2. There would be no Millennium Park without parking
The park’s site was originally water, then landfill, and then, after World War II, a space for downtown parking before the railroad took over. As plans for the new park came underway in the late 20th century, planners decided an underground parking garage would be a natural way to fund the project. At one point, they considered the site as possible remote parking for Soldier Field but discarded the idea. “They wouldn’t have to use any tax dollars. They could float bonds,” says Gilfoyle. Then, to further offset costs, the city negotiated a $563 million deal to lease four city and park district-owned garages in and around Grant Park to Morgan Stanley for 99 years.
Parking even dictated some of the art in the park. “There’s a support column in the middle of Columbus Drive that holds up the BP Pedestrian bridge,” Gilfoyle says. “[Pritzker Pavilion designer] Frank Gehry wanted to cantilever out both sides of the bridge and have them meet in the middle with no column so that the bridge would’ve looked like it was floating.” However, this would mean sacrificing a large number of parking spots. “So that’s why you have that column in the middle of Columbus Drive holding up the BP Bridge.”
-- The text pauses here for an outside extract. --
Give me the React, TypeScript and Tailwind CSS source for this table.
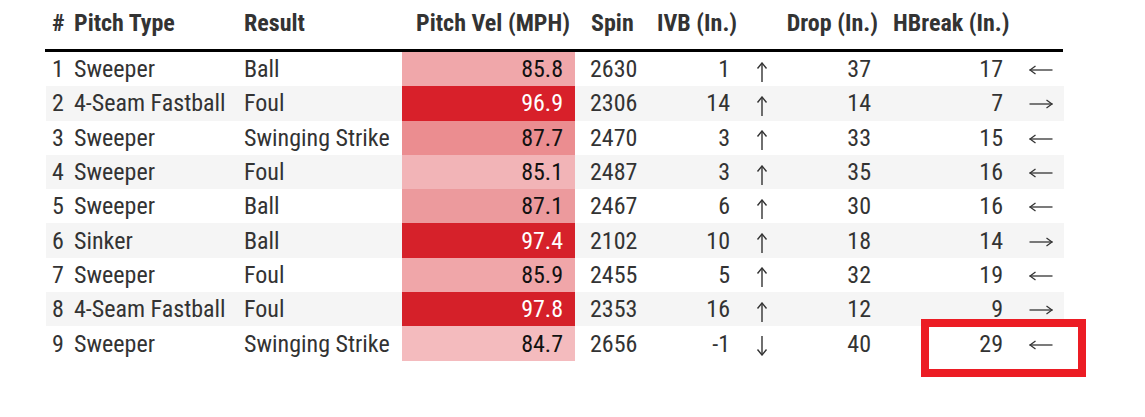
import React from "react";

type Dir = "up" | "down" | "left" | "right";

type Row = {
  n: number;
  type: string;
  result: string;
  vel: string;
  velBg: string;
  dark: boolean;
  spin: string;
  ivb: string;
  ivbArrow: Dir;
  drop: string;
  hb: string;
  hbArrow: Dir;
};

const rows: Row[] = [
  { n: 1, type: "Sweeper", result: "Ball", vel: "85.8", velBg: "#f0a7aa", dark: false, spin: "2630", ivb: "1", ivbArrow: "up", drop: "37", hb: "17", hbArrow: "left" },
  { n: 2, type: "4-Seam Fastball", result: "Foul", vel: "96.9", velBg: "#d8202a", dark: true, spin: "2306", ivb: "14", ivbArrow: "up", drop: "14", hb: "7", hbArrow: "right" },
  { n: 3, type: "Sweeper", result: "Swinging Strike", vel: "87.7", velBg: "#eb8d90", dark: false, spin: "2470", ivb: "3", ivbArrow: "up", drop: "33", hb: "15", hbArrow: "left" },
  { n: 4, type: "Sweeper", result: "Foul", vel: "85.1", velBg: "#f2b4b7", dark: false, spin: "2487", ivb: "3", ivbArrow: "up", drop: "35", hb: "16", hbArrow: "left" },
  { n: 5, type: "Sweeper", result: "Ball", vel: "87.1", velBg: "#ec9a9d", dark: false, spin: "2467", ivb: "6", ivbArrow: "up", drop: "30", hb: "16", hbArrow: "left" },
  { n: 6, type: "Sinker", result: "Ball", vel: "97.4", velBg: "#d6212a", dark: true, spin: "2102", ivb: "10", ivbArrow: "up", drop: "18", hb: "14", hbArrow: "right" },
  { n: 7, type: "Sweeper", result: "Foul", vel: "85.9", velBg: "#f0a6a9", dark: false, spin: "2455", ivb: "5", ivbArrow: "up", drop: "32", hb: "19", hbArrow: "left" },
  { n: 8, type: "4-Seam Fastball", result: "Foul", vel: "97.8", velBg: "#d52029", dark: true, spin: "2353", ivb: "16", ivbArrow: "up", drop: "12", hb: "9", hbArrow: "right" },
  { n: 9, type: "Sweeper", result: "Swinging Strike", vel: "84.7", velBg: "#f4bbbe", dark: false, spin: "2656", ivb: "-1", ivbArrow: "down", drop: "40", hb: "29", hbArrow: "left" },
];

function Arrow({ dir }: { dir: Dir }) {
  if (dir === "up" || dir === "down") {
    const up = dir === "up";
    return (
      <svg width="12" height="20" viewBox="0 0 12 20" className="mt-[5px]" fill="none" stroke="#333333" strokeWidth="1.4">
        {up ? (
          <>
            <line x1="6" y1="1" x2="6" y2="20" />
            <polyline points="1.5,6.5 6,1 10.5,6.5" />
          </>
        ) : (
          <>
            <line x1="6" y1="0" x2="6" y2="19" />
            <polyline points="1.5,13.5 6,19 10.5,13.5" />
          </>
        )}
      </svg>
    );
  }
  const left = dir === "left";
  return (
    <svg width="24" height="10" viewBox="0 0 24 10" className="mt-[2px]" fill="none" stroke="#333333" strokeWidth="1.3">
      <line x1="0.5" y1="5" x2="23.5" y2="5" />
      {left ? <polyline points="6.5,1 1,5 6.5,9" /> : <polyline points="17.5,1 23,5 17.5,9" />}
    </svg>
  );
}

const grid =
  "grid grid-cols-[24px_170px_162px_173px_70px_97px_38px_105px_130px_49px]";

export default function App() {
  return (
    <div
      className="relative w-[1145px] h-[417px] bg-white text-[#333333]"
      style={{ fontFamily: '"Roboto Condensed", Roboto, "Liberation Sans", sans-serif' }}
    >
      <div className="absolute left-0 top-0 w-full">
        <div className="pl-[46px] w-[1064px]">
          <div
            className={`${grid} h-[49px] items-center text-[24px] leading-none font-bold pb-[4px]`}
          >
            <div className="pl-[6px]">#</div>
            <div className="pl-[4px] whitespace-nowrap">Pitch Type</div>
            <div className="pl-[4px]">Result</div>
            <div className="text-right pr-[5px] whitespace-nowrap">Pitch Vel (MPH)</div>
            <div className="pl-[16px]">Spin</div>
            <div className="pl-[12px] whitespace-nowrap">IVB (In.)</div>
            <div></div>
            <div className="text-right pr-[7px] whitespace-nowrap">Drop (In.)</div>
            <div className="pl-[8px] whitespace-nowrap">HBreak (In.)</div>
            <div></div>
          </div>
          <div className="h-[3px] bg-black w-[1018px] -ml-[1px]"></div>
          {rows.map((r, i) => (
            <div
              key={r.n}
              className={`${grid} h-[34.3px] items-center text-[24px] leading-none ${
                i % 2 === 1 ? "bg-[#f5f5f5]" : "bg-white"
              }`}
            >
              <div className="pl-[6px]">{r.n}</div>
              <div className="pl-[4px] whitespace-nowrap">{r.type}</div>
              <div className="pl-[4px] whitespace-nowrap">{r.result}</div>
              <div
                className={`h-full flex items-center justify-end pr-[12px] ${
                  r.dark ? "text-white" : "text-[#111111]"
                }`}
                style={{ backgroundColor: r.velBg }}
              >
                {r.vel}
              </div>
              <div className="pl-[15px]">{r.spin}</div>
              <div className="text-right pr-[12px]">{r.ivb}</div>
              <div className="flex justify-center pl-[2px]">
                <Arrow dir={r.ivbArrow} />
              </div>
              <div className="text-right pr-[14px]">{r.drop}</div>
              <div className="text-right pr-[12px]">{r.hb}</div>
              <div className="flex justify-center pl-[2px]">
                <Arrow dir={r.hbArrow} />
              </div>
            </div>
          ))}
        </div>
      </div>
      <div className="absolute left-[921px] top-[319px] w-[165px] h-[58px] border-[8px] border-[#ec1c24]"></div>
    </div>
  );
}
3. ‘The Bean’ could have been a Jeff Koons waterslide
When the park’s public art committee was soliciting projects for the park, it came close to adopting a design by Jeff Koons, known for giant sculptures depicting balloon animals, Michael Jackson, and terriers. His plan, which would have been situated where Anish Kapoor’s Cloud Gate stands, consisted of “a waterslide on it that was about 100 or 150 feet high. It had some unusual things on it, like his kids’ sneakers.” Gilfoyle notes that Koons wasn’t willing to share his design outside his committee, and some committee members “weren’t as enthusiastic about it.” Hence, a bean instead of a waterslide.
4. Crown Fountain was more popular than anyone expected
Crown Fountain, with its videos of Chicagoans playfully spitting water onto visitors below, was originally supposed to be a quiet spot. “The Crown family originally envisioned this to be a reflective place of contemplation where the water would be shallow enough you could you actually walk on it without your shoes getting wet.” But that’s not what happened. “The first day, it turns basically into a water park because the kids love going out there and getting all wet.” Artist Jaume Plensa was pleasantly surprised, Gilfoyle says, with how his art became a municipal meeting place.
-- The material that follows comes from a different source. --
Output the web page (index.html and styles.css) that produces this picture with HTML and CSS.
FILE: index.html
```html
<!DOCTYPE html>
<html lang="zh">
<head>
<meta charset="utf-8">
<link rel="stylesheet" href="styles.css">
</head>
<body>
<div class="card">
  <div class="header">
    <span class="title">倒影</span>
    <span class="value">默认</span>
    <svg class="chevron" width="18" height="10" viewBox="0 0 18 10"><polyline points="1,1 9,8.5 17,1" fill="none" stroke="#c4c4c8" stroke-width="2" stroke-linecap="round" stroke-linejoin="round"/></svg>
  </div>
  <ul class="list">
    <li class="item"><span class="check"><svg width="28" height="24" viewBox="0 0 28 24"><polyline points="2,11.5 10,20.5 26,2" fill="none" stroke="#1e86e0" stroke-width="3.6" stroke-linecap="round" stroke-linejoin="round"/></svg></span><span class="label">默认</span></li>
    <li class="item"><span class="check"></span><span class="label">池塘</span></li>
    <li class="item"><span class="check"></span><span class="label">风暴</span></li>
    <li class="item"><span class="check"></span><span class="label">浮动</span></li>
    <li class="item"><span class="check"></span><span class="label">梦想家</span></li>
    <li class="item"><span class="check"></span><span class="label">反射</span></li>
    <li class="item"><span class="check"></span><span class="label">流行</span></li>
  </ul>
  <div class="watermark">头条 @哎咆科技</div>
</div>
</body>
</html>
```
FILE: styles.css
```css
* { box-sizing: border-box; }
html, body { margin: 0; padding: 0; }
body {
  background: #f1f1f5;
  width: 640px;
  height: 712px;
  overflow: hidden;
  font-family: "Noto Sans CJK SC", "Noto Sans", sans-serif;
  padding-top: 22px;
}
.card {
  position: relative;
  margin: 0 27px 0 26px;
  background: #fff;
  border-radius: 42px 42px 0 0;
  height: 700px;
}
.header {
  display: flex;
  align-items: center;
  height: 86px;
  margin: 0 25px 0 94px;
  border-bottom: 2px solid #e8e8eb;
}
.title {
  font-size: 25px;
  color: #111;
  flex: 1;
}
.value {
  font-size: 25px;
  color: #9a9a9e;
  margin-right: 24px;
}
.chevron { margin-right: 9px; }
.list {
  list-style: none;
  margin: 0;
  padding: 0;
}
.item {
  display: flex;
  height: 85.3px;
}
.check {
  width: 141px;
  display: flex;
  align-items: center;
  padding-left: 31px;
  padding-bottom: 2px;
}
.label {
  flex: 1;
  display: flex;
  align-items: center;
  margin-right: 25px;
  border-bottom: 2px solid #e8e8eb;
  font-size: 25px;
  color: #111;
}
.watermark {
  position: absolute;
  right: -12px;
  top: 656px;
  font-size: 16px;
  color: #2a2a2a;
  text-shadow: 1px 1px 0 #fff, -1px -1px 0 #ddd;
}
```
5. The park’s secret superpower? Being easy to get to and get around
Gilfoyle says one of the underappreciated parts of the park is that it’s also an intermodal transit center. Designers placed Harris Theater to connect directly to the parking garage so suburban Chicagoans could drive into the garage, take an elevator up into the theater, see a show, and then go back down and never have to go outside. “Defenders of it said, ‘This will bring people into the city from the suburbs that might not come in because they don’t want to deal with the parking or the weather. This is a way to get them into the city.” He describes the park’s role as an intermodal, tri-level transit facility as “very distinctive.”
The entire park has also won awards for its ADA compliance, some of which are visible, like ramps. Others are more subtle. The Wrigley Monument was supposed to be an exact replica of the monument at the site designed by Edward Bennett in 1917, but the peristyle was ultimately shrunk by 10% to make room for a ramp. “Those kinds of features are largely unknown unless you are disabled in some way and you need that kind of ramp. Planners are very much aware of that, but the general public is largely unaware,” Gilfoyle says.
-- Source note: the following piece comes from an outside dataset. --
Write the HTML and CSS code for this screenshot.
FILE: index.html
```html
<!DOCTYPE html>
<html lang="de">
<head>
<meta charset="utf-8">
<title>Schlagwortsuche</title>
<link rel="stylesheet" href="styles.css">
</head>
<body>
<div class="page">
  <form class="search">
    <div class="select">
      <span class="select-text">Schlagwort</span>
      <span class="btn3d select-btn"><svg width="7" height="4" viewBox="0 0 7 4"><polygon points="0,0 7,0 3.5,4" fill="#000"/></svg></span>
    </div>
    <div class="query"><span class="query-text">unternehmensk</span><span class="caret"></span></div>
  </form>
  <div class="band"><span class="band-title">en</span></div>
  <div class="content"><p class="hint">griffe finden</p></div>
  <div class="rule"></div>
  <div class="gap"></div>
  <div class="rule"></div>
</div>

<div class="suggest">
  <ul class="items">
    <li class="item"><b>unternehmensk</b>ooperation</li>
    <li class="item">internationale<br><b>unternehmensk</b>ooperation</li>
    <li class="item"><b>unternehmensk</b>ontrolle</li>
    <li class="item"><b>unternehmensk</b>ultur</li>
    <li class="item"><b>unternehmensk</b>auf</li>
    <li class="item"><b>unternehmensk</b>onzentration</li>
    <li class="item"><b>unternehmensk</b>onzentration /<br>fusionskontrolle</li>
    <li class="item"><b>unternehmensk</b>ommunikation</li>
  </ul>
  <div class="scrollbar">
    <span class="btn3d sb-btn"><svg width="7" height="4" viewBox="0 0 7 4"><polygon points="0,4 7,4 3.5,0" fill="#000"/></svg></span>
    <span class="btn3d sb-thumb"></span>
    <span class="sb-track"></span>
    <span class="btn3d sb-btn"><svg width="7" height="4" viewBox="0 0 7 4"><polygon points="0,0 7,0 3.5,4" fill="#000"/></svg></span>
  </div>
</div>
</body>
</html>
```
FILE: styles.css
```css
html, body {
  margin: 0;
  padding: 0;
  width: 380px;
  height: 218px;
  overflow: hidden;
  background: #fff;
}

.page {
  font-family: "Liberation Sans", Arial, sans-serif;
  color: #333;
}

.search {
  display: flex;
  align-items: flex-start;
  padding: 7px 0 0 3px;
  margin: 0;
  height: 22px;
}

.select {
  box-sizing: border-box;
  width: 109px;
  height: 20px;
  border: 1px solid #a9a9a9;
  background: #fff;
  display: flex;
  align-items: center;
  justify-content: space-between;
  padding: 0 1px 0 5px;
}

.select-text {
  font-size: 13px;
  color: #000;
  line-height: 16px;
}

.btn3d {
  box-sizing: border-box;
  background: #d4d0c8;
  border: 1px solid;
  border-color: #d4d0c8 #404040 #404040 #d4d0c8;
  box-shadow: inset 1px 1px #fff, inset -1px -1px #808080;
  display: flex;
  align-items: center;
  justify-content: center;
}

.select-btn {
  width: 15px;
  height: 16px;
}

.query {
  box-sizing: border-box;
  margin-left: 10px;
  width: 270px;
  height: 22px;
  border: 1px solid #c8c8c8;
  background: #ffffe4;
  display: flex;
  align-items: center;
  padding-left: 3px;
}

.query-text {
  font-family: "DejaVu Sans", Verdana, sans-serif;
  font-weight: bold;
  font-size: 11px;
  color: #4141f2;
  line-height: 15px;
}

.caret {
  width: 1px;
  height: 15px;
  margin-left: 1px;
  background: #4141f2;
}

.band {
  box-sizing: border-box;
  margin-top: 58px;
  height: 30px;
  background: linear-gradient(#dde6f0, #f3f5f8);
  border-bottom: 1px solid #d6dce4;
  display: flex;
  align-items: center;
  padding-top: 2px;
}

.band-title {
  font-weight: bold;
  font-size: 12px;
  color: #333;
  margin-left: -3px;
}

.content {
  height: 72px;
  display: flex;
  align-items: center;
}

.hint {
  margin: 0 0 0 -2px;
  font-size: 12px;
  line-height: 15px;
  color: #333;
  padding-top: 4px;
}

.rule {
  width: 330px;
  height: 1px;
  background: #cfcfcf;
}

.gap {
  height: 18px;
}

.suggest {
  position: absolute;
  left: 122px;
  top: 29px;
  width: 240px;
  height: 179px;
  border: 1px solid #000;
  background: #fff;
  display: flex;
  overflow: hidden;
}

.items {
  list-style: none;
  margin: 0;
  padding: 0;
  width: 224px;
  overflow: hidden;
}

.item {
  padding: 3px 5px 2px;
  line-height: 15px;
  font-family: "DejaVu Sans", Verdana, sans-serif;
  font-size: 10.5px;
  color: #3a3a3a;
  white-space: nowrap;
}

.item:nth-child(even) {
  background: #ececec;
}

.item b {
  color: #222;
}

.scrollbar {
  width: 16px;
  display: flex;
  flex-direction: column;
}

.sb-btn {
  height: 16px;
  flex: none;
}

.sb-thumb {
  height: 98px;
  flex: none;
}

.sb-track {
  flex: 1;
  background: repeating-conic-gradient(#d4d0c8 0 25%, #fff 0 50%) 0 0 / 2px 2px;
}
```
The Millennium Station Metra stop, roadways where cars can take conventioneers to and from McCormick Place, the pedway that goes to the Loop, three levels of car traffic along Randolph, and at least the intent of the bike station (taken over in 2022 by the Chicago Police Department), “all come together in Millennium Park as a model to try and provide different modes of transit in the city.”